True real time data across thousands of DER assets may not always be necessary or cost effective. The goal should be operationally relevant timeliness combined with high reliability.

Utilities can move closer to this objective by:

  • Implementing hybrid models that combine polling with event driven updates
  • Defining service level targets for telemetry latency and data completeness
  • Monitoring communication health at the device and site level
  • Using buffering mechanisms at the edge to prevent data loss during outages
  • Separating high priority operational data from lower priority analytics streams

Edge buffering is particularly important. When communication links fail temporarily, locally stored data can be transmitted once connectivity is restored, preserving event history and improving post event analysis.

Additionally, utilities should align telemetry modernization with broader grid initiatives such as advanced distribution management systems and DER management platforms. Telemetry architecture should support future scalability rather than solving only immediate integration challenges.

A Practical Path Forward

Modernizing DER telemetry does not require abandoning DNP3 or Modbus. These protocols remain foundational to utility operations. The opportunity lies in complementing them with edge normalization, standardized data models, and secure API integration.
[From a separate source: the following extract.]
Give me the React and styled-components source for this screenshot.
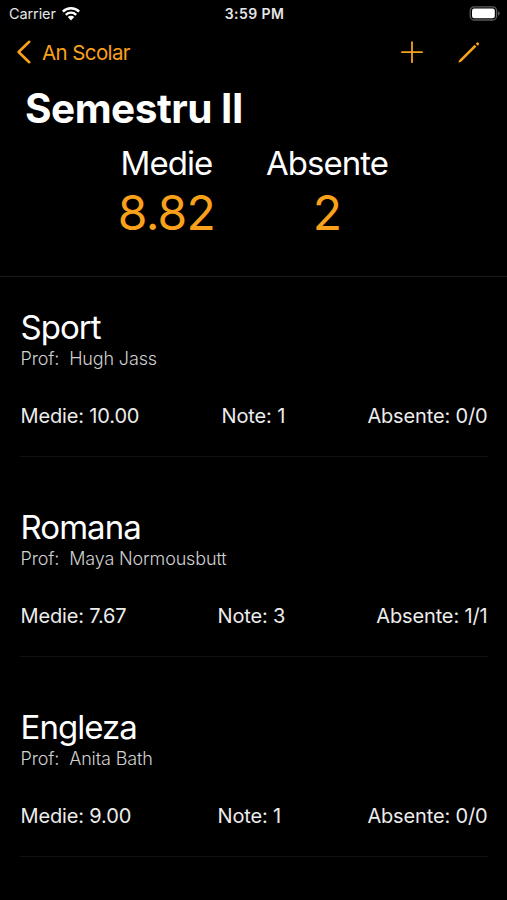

By rethinking polling strategies, distributing intelligence to the edge, and prioritizing data quality and time synchronization, utilities can achieve more reliable and actionable DER visibility. This shift supports safer operations, more effective planning, and greater confidence in managing an increasingly decentralized grid.

As DER penetration continues to rise, telemetry architecture will become a defining factor in grid performance. Utilities that invest in thoughtful integration today will be better positioned to maintain reliability and flexibility in the years ahead.